Анализ и синтез идут рука об руку в современной драматургии. Разъять целое, почувствовать простейшие элементы, неделимые атомы, грани, обычно сокрытые в сложных переходах целого, — не этот ли аналитизм двигал, между прочим, и Юрием Любимовым, когда по книге Дж. Рида он ставил на Таганке народное представление с пантомимой, цирком, буффонадой и стрельбой? Мозаика состоит из неделимо цельных элементов. Можно создать мозаичное панно. Можно исследовать один элемент, осколочек, атом, электрон… Радзинский берет элемент, простейшую, очищенную от внешних сопряжении ситуацию и исследует до возможного предела собственный ее драматизм. Да, это лабораторный опыт. Но испытанное при нем ощущение усваивается нашей духовной структурой и незримо участвует в общем художественном синтезе… точно так же, к примеру, как очищенное Арбузовым «колдовство любви» участвует в синтетичных картинах Розова.
Я не стремлюсь описать здесь все многообразие поисков и путей нынешней драматургии. Я стремлюсь уловить другое — то общее нравственное трезвение, то единое раздумье о человеке, которое стоит за многообразием конкретных путей. Беспощадный анализ Радзинского, уловившего неотвратимую трагедию в самом неприкосновенном, «колдовском» элементе человеческой жизни, — это, в конце концов, тоже шаг к синтезу. К трезвому синтезу, знающему вес правды, именем которой здесь клянутся.
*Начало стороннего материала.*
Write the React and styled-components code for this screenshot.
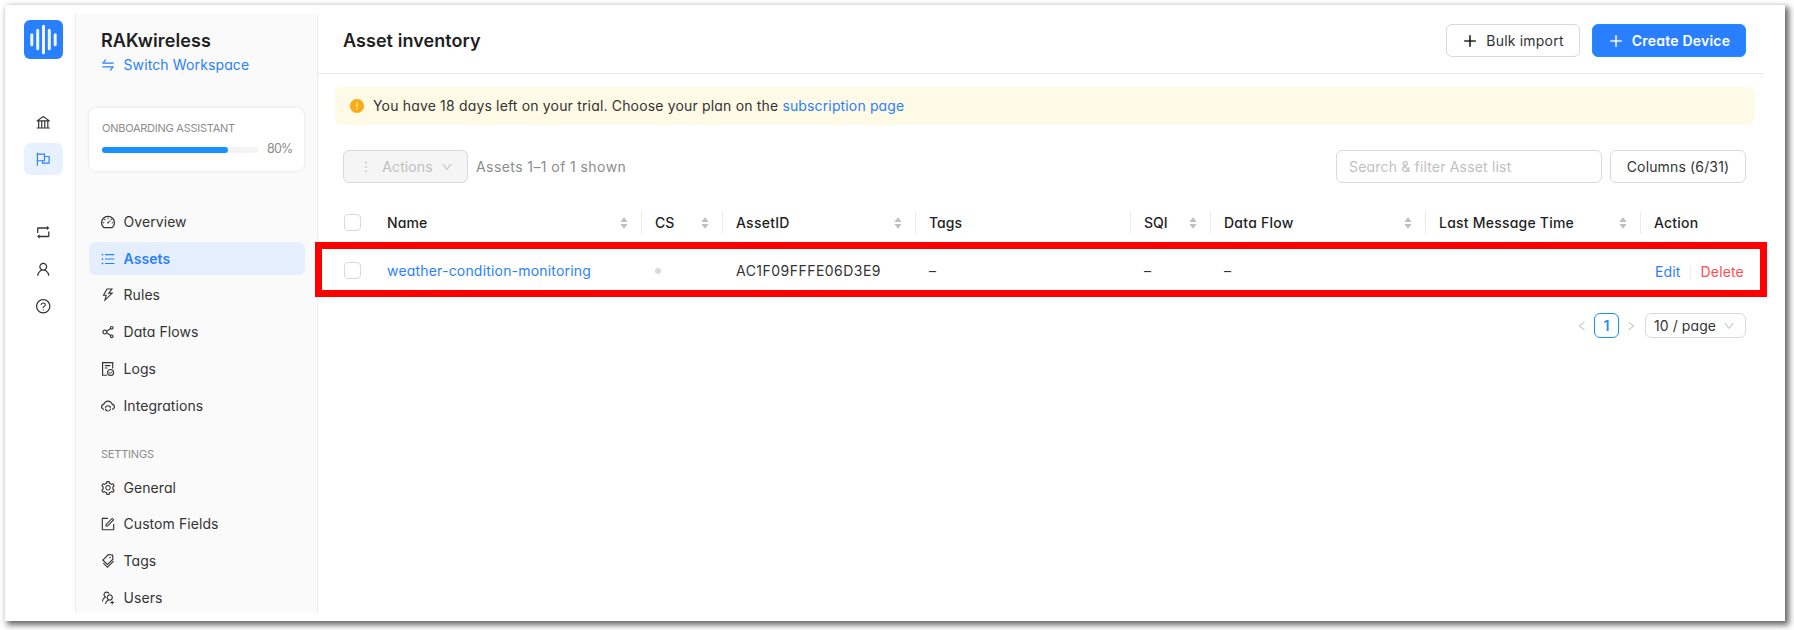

…На сцене учительская. Та самая учительская, которую мы уже давно запомнили по пьесе Хмелика, по фильму Райзмана. И те самые закосневшие учителя, которые в свое время терзали и друга моего Кольку, и бедных влюбленных, — сколько раз мы уже грозились вырвать этих душителей из нашей жизни с корнем, выжечь каленым железом и т. п. На этот раз яду было не меньше, но он был изысканнее — «завуч Василиса Федоровна… о, эта короткая стрижка под скобку с полукруглым гребнем сзади!.. о этот темно-синий костюм с двубортным жакетом!..»— тонкая веселость, с какой С. Лунгин и И. Нусинов вывели теперь на сцену неусыпных стражей школьной нравственности, вызывает в памяти веселый фильм «Добро пожаловать!», снятый по их сценарию, но здесь, в «Гусином пере», все менее фантастично и более жестоко.